Instructions for the task = Exactly reproduce the lines that run from the one containing "Output the component" through the one containing "const [open, setOpen]", ends included, with no pictures.
★ ★ ★ ★ ★ ★ ★
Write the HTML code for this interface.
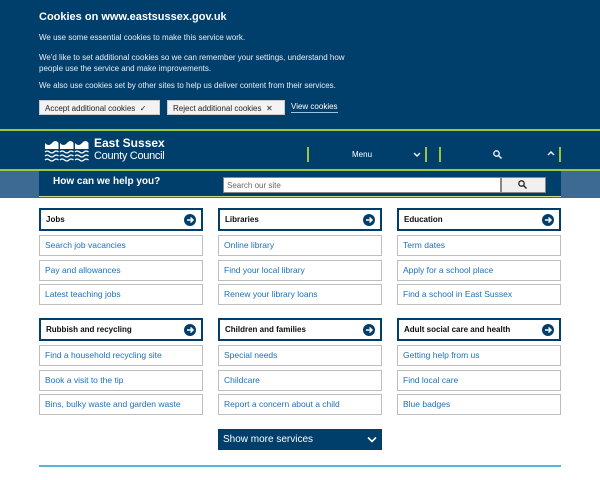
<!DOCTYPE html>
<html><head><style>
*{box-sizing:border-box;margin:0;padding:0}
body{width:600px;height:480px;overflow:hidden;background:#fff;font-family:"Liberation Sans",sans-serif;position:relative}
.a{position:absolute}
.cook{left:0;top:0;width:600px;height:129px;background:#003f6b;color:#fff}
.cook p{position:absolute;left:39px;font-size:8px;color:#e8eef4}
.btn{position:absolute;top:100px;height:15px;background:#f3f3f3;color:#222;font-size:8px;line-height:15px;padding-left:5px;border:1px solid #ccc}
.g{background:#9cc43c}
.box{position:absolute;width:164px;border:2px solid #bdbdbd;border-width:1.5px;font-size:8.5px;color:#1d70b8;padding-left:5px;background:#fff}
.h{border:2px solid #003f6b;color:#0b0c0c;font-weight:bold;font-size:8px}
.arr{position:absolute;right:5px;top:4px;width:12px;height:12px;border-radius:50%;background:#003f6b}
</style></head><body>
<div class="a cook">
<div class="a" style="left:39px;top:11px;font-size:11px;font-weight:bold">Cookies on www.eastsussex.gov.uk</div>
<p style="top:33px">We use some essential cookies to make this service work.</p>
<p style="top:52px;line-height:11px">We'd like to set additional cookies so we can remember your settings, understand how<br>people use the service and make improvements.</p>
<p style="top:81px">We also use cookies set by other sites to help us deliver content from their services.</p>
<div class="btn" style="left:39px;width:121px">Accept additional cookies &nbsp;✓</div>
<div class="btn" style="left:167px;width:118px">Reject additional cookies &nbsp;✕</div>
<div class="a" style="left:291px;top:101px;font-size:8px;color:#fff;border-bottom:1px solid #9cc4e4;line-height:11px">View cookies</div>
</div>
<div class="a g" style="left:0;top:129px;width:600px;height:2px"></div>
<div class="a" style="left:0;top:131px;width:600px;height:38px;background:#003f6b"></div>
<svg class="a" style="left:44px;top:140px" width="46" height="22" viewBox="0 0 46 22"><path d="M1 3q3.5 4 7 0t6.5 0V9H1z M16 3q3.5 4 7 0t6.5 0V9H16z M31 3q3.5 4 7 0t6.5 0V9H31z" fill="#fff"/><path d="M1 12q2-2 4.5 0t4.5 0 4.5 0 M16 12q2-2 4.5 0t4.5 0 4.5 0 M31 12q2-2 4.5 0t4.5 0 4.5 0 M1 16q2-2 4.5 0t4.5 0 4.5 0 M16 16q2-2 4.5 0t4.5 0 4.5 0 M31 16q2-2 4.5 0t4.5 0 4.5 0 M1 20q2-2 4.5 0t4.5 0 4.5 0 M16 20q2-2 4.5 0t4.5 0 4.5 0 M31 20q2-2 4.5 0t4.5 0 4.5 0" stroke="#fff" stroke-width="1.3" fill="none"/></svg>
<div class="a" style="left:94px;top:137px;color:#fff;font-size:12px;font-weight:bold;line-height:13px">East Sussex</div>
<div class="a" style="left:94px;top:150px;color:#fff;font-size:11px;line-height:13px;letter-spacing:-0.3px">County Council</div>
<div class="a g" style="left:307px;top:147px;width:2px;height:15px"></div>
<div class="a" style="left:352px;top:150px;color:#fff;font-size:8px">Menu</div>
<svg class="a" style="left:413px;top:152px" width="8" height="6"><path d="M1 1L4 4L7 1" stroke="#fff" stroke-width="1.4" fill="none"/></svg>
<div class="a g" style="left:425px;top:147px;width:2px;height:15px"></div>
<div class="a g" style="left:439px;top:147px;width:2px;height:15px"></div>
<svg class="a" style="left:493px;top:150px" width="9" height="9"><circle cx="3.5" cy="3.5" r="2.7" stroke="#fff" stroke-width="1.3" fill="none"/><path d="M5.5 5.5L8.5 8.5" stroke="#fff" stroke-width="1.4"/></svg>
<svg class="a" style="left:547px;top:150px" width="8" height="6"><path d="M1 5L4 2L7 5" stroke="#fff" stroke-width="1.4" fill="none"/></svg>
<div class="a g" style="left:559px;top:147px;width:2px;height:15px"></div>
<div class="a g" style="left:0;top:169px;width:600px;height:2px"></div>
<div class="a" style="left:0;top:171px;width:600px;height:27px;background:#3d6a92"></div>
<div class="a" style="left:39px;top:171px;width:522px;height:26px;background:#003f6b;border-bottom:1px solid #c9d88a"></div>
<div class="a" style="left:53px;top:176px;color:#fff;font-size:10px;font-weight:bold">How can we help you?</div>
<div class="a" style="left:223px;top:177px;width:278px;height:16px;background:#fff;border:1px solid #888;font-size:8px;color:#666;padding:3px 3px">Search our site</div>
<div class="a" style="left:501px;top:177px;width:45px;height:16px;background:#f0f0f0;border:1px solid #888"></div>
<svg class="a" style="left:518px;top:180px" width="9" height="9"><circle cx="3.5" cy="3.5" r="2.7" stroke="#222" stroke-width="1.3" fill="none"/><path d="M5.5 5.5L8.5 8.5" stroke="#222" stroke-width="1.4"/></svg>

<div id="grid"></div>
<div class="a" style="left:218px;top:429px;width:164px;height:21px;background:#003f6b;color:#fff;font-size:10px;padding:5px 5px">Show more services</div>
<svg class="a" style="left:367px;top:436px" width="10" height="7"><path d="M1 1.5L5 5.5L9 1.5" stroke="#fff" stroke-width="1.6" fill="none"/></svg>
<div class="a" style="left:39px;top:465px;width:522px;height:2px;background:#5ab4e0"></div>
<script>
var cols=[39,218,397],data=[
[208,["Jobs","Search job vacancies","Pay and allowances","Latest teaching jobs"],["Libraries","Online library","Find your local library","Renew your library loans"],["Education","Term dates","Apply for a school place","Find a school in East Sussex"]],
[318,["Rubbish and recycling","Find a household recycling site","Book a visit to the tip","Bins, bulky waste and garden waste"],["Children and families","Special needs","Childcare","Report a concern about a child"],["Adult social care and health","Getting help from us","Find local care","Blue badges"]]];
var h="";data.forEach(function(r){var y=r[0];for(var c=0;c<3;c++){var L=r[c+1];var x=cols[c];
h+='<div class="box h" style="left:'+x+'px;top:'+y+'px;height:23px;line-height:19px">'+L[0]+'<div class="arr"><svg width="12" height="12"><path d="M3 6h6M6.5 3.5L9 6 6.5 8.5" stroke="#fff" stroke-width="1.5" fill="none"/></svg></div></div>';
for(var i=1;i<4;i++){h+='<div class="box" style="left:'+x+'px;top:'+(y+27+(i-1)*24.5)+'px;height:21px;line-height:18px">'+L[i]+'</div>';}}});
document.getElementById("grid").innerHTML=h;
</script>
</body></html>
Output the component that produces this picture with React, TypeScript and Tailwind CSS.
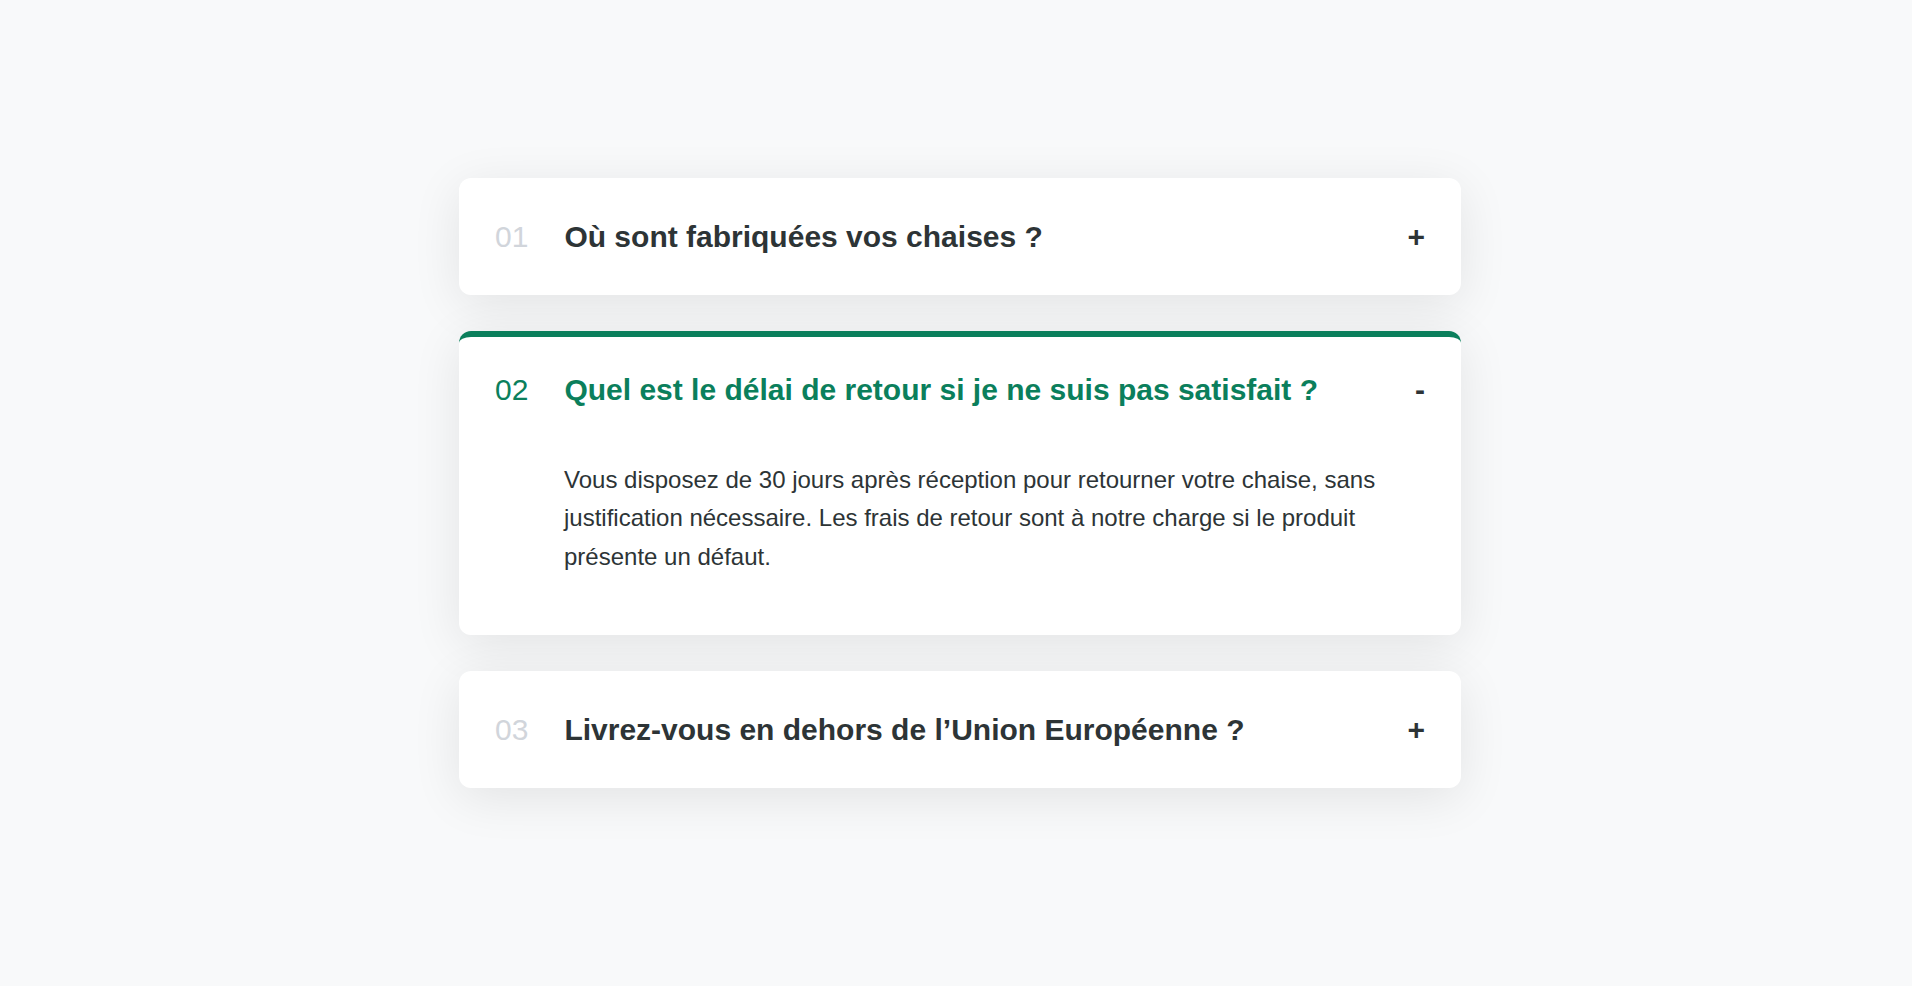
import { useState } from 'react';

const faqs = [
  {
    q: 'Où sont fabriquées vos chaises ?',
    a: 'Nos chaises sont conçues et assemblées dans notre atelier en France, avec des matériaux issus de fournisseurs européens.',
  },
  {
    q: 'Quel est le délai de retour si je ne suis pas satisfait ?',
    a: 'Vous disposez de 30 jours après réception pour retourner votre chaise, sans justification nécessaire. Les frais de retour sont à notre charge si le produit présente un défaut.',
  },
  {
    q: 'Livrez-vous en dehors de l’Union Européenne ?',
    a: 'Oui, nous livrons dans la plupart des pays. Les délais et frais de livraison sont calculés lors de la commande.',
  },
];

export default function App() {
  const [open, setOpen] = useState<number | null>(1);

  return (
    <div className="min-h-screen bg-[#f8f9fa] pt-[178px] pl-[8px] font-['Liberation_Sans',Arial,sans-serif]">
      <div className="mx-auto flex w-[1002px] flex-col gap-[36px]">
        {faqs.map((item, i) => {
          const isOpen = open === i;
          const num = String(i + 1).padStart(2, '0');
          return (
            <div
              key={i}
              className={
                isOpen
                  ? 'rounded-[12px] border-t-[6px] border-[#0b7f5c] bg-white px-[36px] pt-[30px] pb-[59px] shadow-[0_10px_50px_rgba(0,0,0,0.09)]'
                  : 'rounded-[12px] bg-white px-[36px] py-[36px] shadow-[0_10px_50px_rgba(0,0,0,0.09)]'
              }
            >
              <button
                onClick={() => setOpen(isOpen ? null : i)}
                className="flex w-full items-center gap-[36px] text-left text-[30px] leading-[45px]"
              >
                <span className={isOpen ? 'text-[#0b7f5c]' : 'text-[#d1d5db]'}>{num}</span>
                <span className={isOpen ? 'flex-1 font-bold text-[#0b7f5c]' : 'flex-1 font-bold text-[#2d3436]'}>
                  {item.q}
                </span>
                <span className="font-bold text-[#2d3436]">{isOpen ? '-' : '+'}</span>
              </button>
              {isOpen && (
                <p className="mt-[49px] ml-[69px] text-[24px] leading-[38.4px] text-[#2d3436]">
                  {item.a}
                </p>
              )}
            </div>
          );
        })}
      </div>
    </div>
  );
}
★ ★ ★ ★ ★ ★ ★
Finished exercise =
Output the component that produces this picture with React, TypeScript and Tailwind CSS.
import { useState } from 'react';

const faqs = [
  {
    q: 'Où sont fabriquées vos chaises ?',
    a: 'Nos chaises sont conçues et assemblées dans notre atelier en France, avec des matériaux issus de fournisseurs européens.',
  },
  {
    q: 'Quel est le délai de retour si je ne suis pas satisfait ?',
    a: 'Vous disposez de 30 jours après réception pour retourner votre chaise, sans justification nécessaire. Les frais de retour sont à notre charge si le produit présente un défaut.',
  },
  {
    q: 'Livrez-vous en dehors de l’Union Européenne ?',
    a: 'Oui, nous livrons dans la plupart des pays. Les délais et frais de livraison sont calculés lors de la commande.',
  },
];

export default function App() {
  const [open, setOpen] = useState<number | null>(1);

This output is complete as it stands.